A run of records:
######

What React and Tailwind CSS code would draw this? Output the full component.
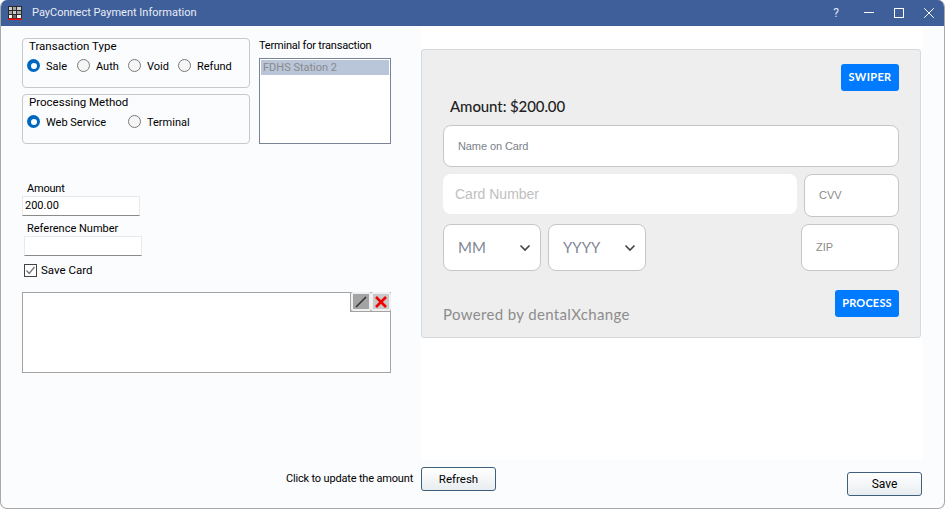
import React from "react";

const win = { fontFamily: 'Roboto, "Liberation Sans", sans-serif' };
const web = { fontFamily: 'Lato, "Open Sans", sans-serif' };
const arial = { fontFamily: '"Liberation Sans", Arial, sans-serif' };

function Radio({ label, checked, className = "" }) {
  return (
    <div className={"flex items-center gap-[6px] " + className}>
      {checked ? (
        <span className="w-[13px] h-[13px] rounded-full bg-[#0067c0] flex items-center justify-center shrink-0">
          <span className="w-[6px] h-[6px] rounded-full bg-white" />
        </span>
      ) : (
        <span className="w-[13px] h-[13px] rounded-full border border-[#7a7a7a] bg-[#f5f5f5] shrink-0" />
      )}
      <span className="text-[11px] leading-none pt-[1px] text-black">{label}</span>
    </div>
  );
}

function Group({ title, children }) {
  return (
    <div className="h-[50px] w-[228px] rounded-[4px] border border-[#c8c8c8] pl-[4px]">
      <div className="text-[11.5px] leading-[14px] pl-[2px] text-black">{title}</div>
      <div className="flex items-center mt-[6px]">{children}</div>
    </div>
  );
}

function Field({ children, className = "" }) {
  return (
    <div className={"rounded-[8px] border border-[#c6c6c6] bg-white flex items-center " + className}>
      {children}
    </div>
  );
}

function Chevron() {
  return (
    <svg width="12" height="8" viewBox="0 0 12 8" fill="none" className="absolute right-[9px] top-[19px]">
      <path d="M1.5 1.5 L6 6 L10.5 1.5" stroke="#444" strokeWidth="1.6" />
    </svg>
  );
}

export default function App() {
  return (
    <div style={win} className="w-[945px] h-[509px] bg-[#fbfcfe] border border-[#a9a9a9] border-t-0 rounded-[7px] overflow-hidden flex flex-col">
      {/* title bar */}
      <div className="h-[26px] shrink-0 bg-[#3f5f9b] flex items-center text-white">
        <svg width="14" height="14" viewBox="0 0 14 14" className="ml-[7px] shrink-0">
          <rect x="0" y="0" width="14" height="13" fill="#2a2a2a" />
          <rect x="1" y="1" width="3" height="3" fill="#cfcfcf" />
          <rect x="5" y="1" width="3" height="3" fill="#a5a5a5" />
          <rect x="9" y="1" width="4" height="3" fill="#cfcfcf" />
          <rect x="1" y="5" width="3" height="3" fill="#a5a5a5" />
          <rect x="5" y="5" width="3" height="3" fill="#cfcfcf" />
          <rect x="9" y="5" width="4" height="3" fill="#a5a5a5" />
          <rect x="1" y="9" width="3" height="3" fill="#f5f5f5" />
          <rect x="5" y="9" width="3" height="3" fill="#6f6f6f" />
          <rect x="9" y="9" width="4" height="3" fill="#f5f5f5" />
          <rect x="0" y="12.5" width="14" height="1.5" fill="#f01010" />
        </svg>
        <span className="ml-[10px] text-[11px] text-[#e8edf6]">PayConnect Payment Information</span>
        <div className="ml-auto flex items-center">
          <span className="text-[12px] text-[#dfe6f2] mr-[25px]">?</span>
          <svg width="10" height="10" viewBox="0 0 10 10" className="mr-[20px]"><path d="M0 4.5H10" stroke="#fff" strokeWidth="1" /></svg>
          <svg width="10" height="10" viewBox="0 0 10 10" className="mr-[20px]"><rect x="0.5" y="0.5" width="9" height="9" fill="none" stroke="#fff" strokeWidth="1" /></svg>
          <svg width="10" height="10" viewBox="0 0 10 10" className="mr-[10px]"><path d="M0.2 0.2L9.8 9.8M9.8 0.2L0.2 9.8" stroke="#fff" strokeWidth="1" /></svg>
        </div>
      </div>

      {/* content */}
      <div className="flex-1 flex flex-col pl-[21px] pr-[22px]">
        <div className="flex items-start h-[441px]">
          {/* left column */}
          <div className="w-[369px] shrink-0 flex flex-col">
            <div className="flex gap-[9px] mt-[12px]">
              <div className="flex flex-col gap-[6px]">
                <Group title="Transaction Type">
                  <Radio label="Sale" checked className="w-[50px]" />
                  <Radio label="Auth" className="w-[51px]" />
                  <Radio label="Void" className="w-[50px]" />
                  <Radio label="Refund" />
                </Group>
                <Group title="Processing Method">
                  <Radio label="Web Service" checked className="w-[101px]" />
                  <Radio label="Terminal" />
                </Group>
              </div>
              <div className="w-[132px] flex flex-col">
                <div className="text-[11px] leading-[14px] h-[20px] pt-[1px] text-black tracking-[-0.2px]">Terminal for transaction</div>
                <div className="h-[86px] border border-[#7a8494] bg-white p-[1px]">
                  <div className="h-[15px] bg-[#b9c5d9] text-[11px] leading-[15px] pl-[2px] text-[#8a8a8a]">FDHS Station 2</div>
                </div>
              </div>
            </div>

            <div className="text-[11px] leading-[14px] text-black mt-[38px] pl-[5px] tracking-[-0.2px]">Amount</div>
            <div className="w-[118px] h-[20px] bg-white border border-[#eaeaea] border-b-[#8a8a8a] text-[11px] leading-[18px] pl-[2px] text-black">200.00</div>
            <div className="text-[11px] leading-[14px] text-black mt-[6px] pl-[5px]">Reference Number</div>
            <div className="w-[118px] h-[20px] ml-[2px] bg-white border border-[#eaeaea] border-b-[#8a8a8a]" />
            <div className="flex items-center gap-[4px] ml-[2px] mt-[8px]">
              <span className="w-[13px] h-[13px] border border-[#444] bg-white flex items-center justify-center">
                <svg width="11" height="11" viewBox="0 0 11 11" fill="none"><path d="M1.5 5.5L4.2 8.5L9.5 2" stroke="#777" strokeWidth="1.3" /></svg>
              </span>
              <span className="text-[11.5px] leading-none pt-[1px] text-black">Save Card</span>
            </div>

            <div className="relative h-[81px] mt-[15px] bg-white border border-[#a3a3a3]">
              <div className="absolute right-[-1px] top-[-1px] flex bg-[#a3a3a3] pb-[1px] pl-[1px]">
                <span className="w-[20px] h-[19px] border-2 border-[#f0f0f0] rounded-[2px] bg-[#a3a3a3] flex items-center justify-center">
                  <svg width="12" height="12" viewBox="0 0 12 12"><path d="M1 11L11 1" stroke="#333" strokeWidth="1.6" /></svg>
                </span>
                <span className="w-[20px] h-[19px] border-2 border-[#f0f0f0] rounded-[2px] bg-[#c8c8c8] flex items-center justify-center">
                  <svg width="12" height="12" viewBox="0 0 12 12"><path d="M1 1L11 11M11 1L1 11" stroke="#f00000" strokeWidth="2.6" /></svg>
                </span>
              </div>
            </div>
          </div>

          {/* right column */}
          <div style={web} className="ml-[30px] w-[502px] h-[434px] flex flex-col bg-white pt-[23px]">
            <div className="w-[500px] h-[289px] bg-[#eeeeee] border border-[#d5d8dc] rounded-[3px] pt-[14px] pl-[21px] pr-[21px] flex flex-col">
              <div className="flex justify-end">
                <div className="w-[58px] h-[27px] bg-[#007bff] rounded-[3px] text-white text-[11px] font-bold tracking-[0.3px] flex items-center justify-center">SWIPER</div>
              </div>
              <div className="text-[15px] leading-[20px] text-[#222] font-medium pl-[7px] mt-[5px] tracking-[-0.1px]">Amount: $200.00</div>
              <Field className="h-[42px] mt-[9px] pl-[14px]">
                <span style={arial} className="text-[11px] text-[#7b7f8a] tracking-[-0.1px]">Name on Card</span>
              </Field>
              <div className="flex mt-[7px] h-[43px]">
                <div className="w-[354px] h-[40px] bg-white rounded-[8px] pl-[12px] flex items-center">
                  <span style={arial} className="text-[14px] text-[#c0c0c0]">Card Number</span>
                </div>
                <Field className="ml-[7px] w-[95px] h-[43px] pl-[14px]">
                  <span style={arial} className="text-[11px] text-[#8a8a8a]">CVV</span>
                </Field>
              </div>
              <div className="flex mt-[7px] h-[47px]">
                <Field className="relative w-[98px] pl-[14px]">
                  <span className="text-[15px] text-[#7f8796]">MM</span>
                  <Chevron />
                </Field>
                <Field className="relative ml-[7px] w-[98px] pl-[14px]">
                  <span className="text-[15px] text-[#7f8796]">YYYY</span>
                  <Chevron />
                </Field>
                <Field className="ml-auto w-[98px] pl-[14px]">
                  <span style={arial} className="text-[11px] text-[#8a8a8a]">ZIP</span>
                </Field>
              </div>
              <div className="flex items-start justify-between mt-[19px]">
                <span className="text-[15px] leading-[20px] text-[#8c8c8c] mt-[14px] tracking-[0.35px]">Powered by dentalXchange</span>
                <div className="w-[64px] h-[27px] bg-[#007bff] rounded-[3px] text-white text-[11px] font-bold tracking-[0.2px] flex items-center justify-center">PROCESS</div>
              </div>
            </div>
          </div>
        </div>

        {/* footer */}
        <div className="flex items-start">
          <div className="ml-[264px] w-[135px] h-[24px] pt-[1px] flex items-center">
            <span className="text-[11px] text-black whitespace-nowrap tracking-[-0.17px]">Click to update the amount</span>
          </div>
          <div className="w-[75px] h-[24px] pt-[1px] rounded-[3px] border border-[#3f5f7f] bg-gradient-to-b from-white to-[#e9edf0] text-[11.5px] text-black flex items-center justify-center">Refresh</div>
          <div className="ml-auto mt-[5px] w-[75px] h-[24px] rounded-[3px] border border-[#3f5f7f] bg-gradient-to-b from-white to-[#e9edf0] text-[12px] text-black flex items-center justify-center">Save</div>
        </div>
      </div>
    </div>
  );
}
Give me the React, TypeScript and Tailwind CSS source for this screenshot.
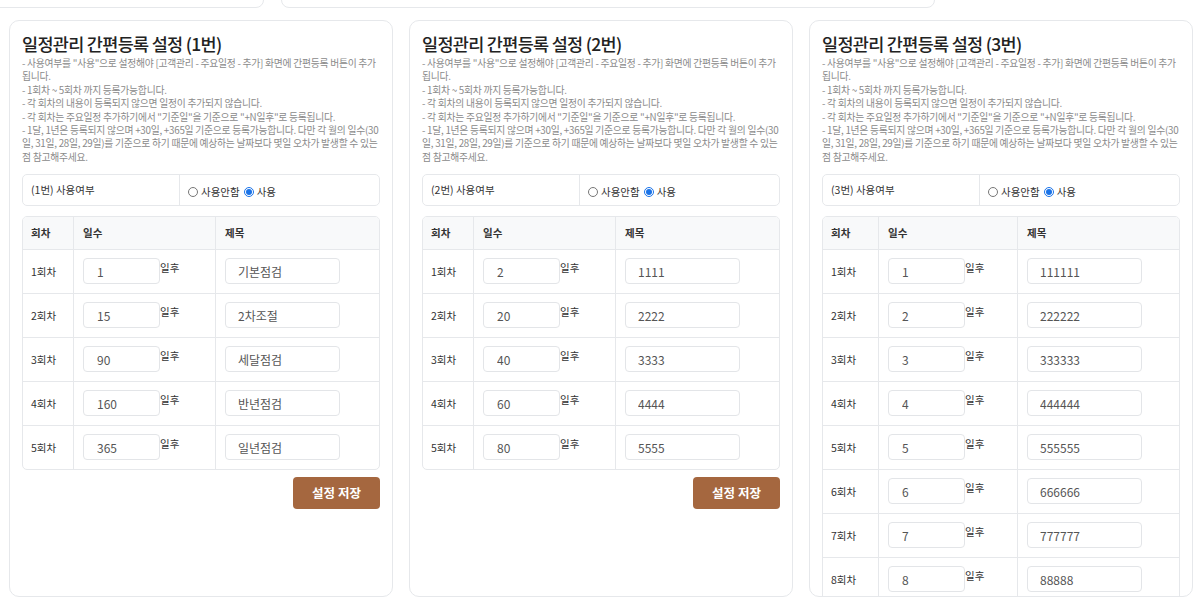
import React from "react";

type Row = { no: number; days: string; title: string };

type Setting = {
  id: number;
  rows: Row[];
  wide?: boolean;
};

const settings: Setting[] = [
  {
    id: 1,
    rows: [
      { no: 1, days: "1", title: "기본점검" },
      { no: 2, days: "15", title: "2차조절" },
      { no: 3, days: "90", title: "세달점검" },
      { no: 4, days: "160", title: "반년점검" },
      { no: 5, days: "365", title: "일년점검" },
    ],
  },
  {
    id: 2,
    rows: [
      { no: 1, days: "2", title: "1111" },
      { no: 2, days: "20", title: "2222" },
      { no: 3, days: "40", title: "3333" },
      { no: 4, days: "60", title: "4444" },
      { no: 5, days: "80", title: "5555" },
    ],
  },
  {
    id: 3,
    wide: true,
    rows: [
      { no: 1, days: "1", title: "111111" },
      { no: 2, days: "2", title: "222222" },
      { no: 3, days: "3", title: "333333" },
      { no: 4, days: "4", title: "444444" },
      { no: 5, days: "5", title: "555555" },
      { no: 6, days: "6", title: "666666" },
      { no: 7, days: "7", title: "777777" },
      { no: 8, days: "8", title: "88888" },
    ],
  },
];

// 안내 문구
const notices = [
  '- 사용여부를 "사용"으로 설정해야 [고객관리 - 주요일정 - 추가] 화면에 간편등록 버튼이 추가됩니다.',
  "- 1회차 ~ 5회차 까지 등록가능합니다.",
  "- 각 회차의 내용이 등록되지 않으면 일정이 추가되지 않습니다.",
  '- 각 회차는 주요일정 추가하기에서 "기준일"을 기준으로 "+N일후"로 등록됩니다.',
  "- 1달, 1년은 등록되지 않으며 +30일, +365일 기준으로 등록가능합니다. 다만 각 월의 일수(30일, 31일, 28일, 29일)를 기준으로 하기 때문에 예상하는 날짜보다 몇일 오차가 발생할 수 있는 점 참고해주세요.",
];

const SettingCard = ({ setting }: { setting: Setting }) => {
  const showSave = setting.rows.length <= 5;
  // 3번은 회차 칸이 조금 더 넓음
  const noCol = setting.wide ? "w-[56px]" : "w-[51px]";
  const dayCol = setting.wide ? "w-[139px]" : "w-[142px]";

  return (
    <div className="w-[384px] h-[577px] shrink-0 border border-[#e6e8eb] rounded-[10px] overflow-hidden px-[12px] pt-[11px] bg-white">
      {/* 제목 */}
      <h2 className="text-[17.5px] leading-[24px] font-medium tracking-[-0.7px] text-[#222]">
        일정관리 간편등록 설정 ({setting.id}번)
      </h2>

      {/* 안내 */}
      <div className="mt-[1px] text-[9.8px] leading-[13.4px] tracking-[-0.26px] text-[#8a8a8a] break-all">
        {notices.map((n, i) => (
          <p key={i}>{n}</p>
        ))}
      </div>

      {/* 사용여부 */}
      <div className="mt-[10px] flex h-[32px] border border-[#e6e8eb] rounded-[5px] text-[10.5px] text-[#333]">
        <div className="w-[157px] border-r border-[#e6e8eb] pl-[8px] pt-[7px]">({setting.id}번) 사용여부</div>
        <div className="flex items-center gap-[3px] pl-[8px] pt-[3px]">
          <input type="radio" name={`use-${setting.id}`} className="m-0 w-[10px] h-[10px]" />
          <span>사용안함</span>
          <input
            type="radio"
            name={`use-${setting.id}`}
            defaultChecked
            className="m-0 ml-[1px] w-[10px] h-[10px] accent-[#1a73e8]"
          />
          <span>사용</span>
        </div>
      </div>

      {/* 회차 테이블 */}
      <div className="mt-[10px] border border-[#e6e8eb] rounded-[5px] overflow-hidden text-[10.5px] text-[#333]">
        <div className="flex h-[32px] bg-[#f8f9fa] font-bold items-center">
          <div className={`${noCol} pl-[8px] h-full flex items-center border-r border-[#e6e8eb]`}>회차</div>
          <div className={`${dayCol} pl-[9px] h-full flex items-center border-r border-[#e6e8eb]`}>일수</div>
          <div className="flex-1 pl-[9px]">제목</div>
        </div>
        {setting.rows.map((r) => (
          <div key={r.no} className="flex h-[44px] border-t border-[#e6e8eb]">
            <div className={`${noCol} pl-[8px] flex items-center border-r border-[#e6e8eb]`}>{r.no}회차</div>
            <div className={`${dayCol} pl-[9px] pt-[8px] flex items-start border-r border-[#e6e8eb]`}>
              <input
                defaultValue={r.days}
                className="w-[77px] h-[26px] border border-[#e3e5e8] rounded-[4px] pl-[13px] text-[12px] text-[#555] outline-none"
              />
              <span className="pt-[2px] text-[10.5px]">일후</span>
            </div>
            <div className="flex-1 pl-[9px] pt-[8px]">
              <input
                defaultValue={r.title}
                className="w-[115px] h-[26px] border border-[#e3e5e8] rounded-[4px] pl-[12px] text-[12px] text-[#555] outline-none"
              />
            </div>
          </div>
        ))}
      </div>

      {showSave && (
        <div className="flex justify-end mt-[7px]">
          <button className="w-[87px] h-[32px] rounded-[4px] bg-[#a5673f] text-white text-[12.5px] font-bold">
            설정 저장
          </button>
        </div>
      )}
    </div>
  );
};

export default function App() {
  return (
    <div className="w-[1200px] h-[612px] overflow-hidden bg-white font-['Noto_Sans_CJK_KR',sans-serif]">
      {/* 상단 카드 (잘린 부분) */}
      <div className="flex items-end gap-[17px] h-[8px] -ml-[10px]">
        <div className="w-[274px] h-[40px] shrink-0 border border-[#e6e8eb] rounded-[8px]" />
        <div className="w-[654px] h-[40px] shrink-0 border border-[#e6e8eb] rounded-[8px]" />
      </div>

      <div className="mt-[12px] flex gap-[16px] pl-[9px]">
        {settings.map((s) => (
          <SettingCard key={s.id} setting={s} />
        ))}
      </div>
    </div>
  );
}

######

Exercise objective:
Which lines hold the word "this"? Copy all of them.

Written reply:
What React and Tailwind CSS code would draw this? Output the full component.
Give me the React, TypeScript and Tailwind CSS source for this screenshot.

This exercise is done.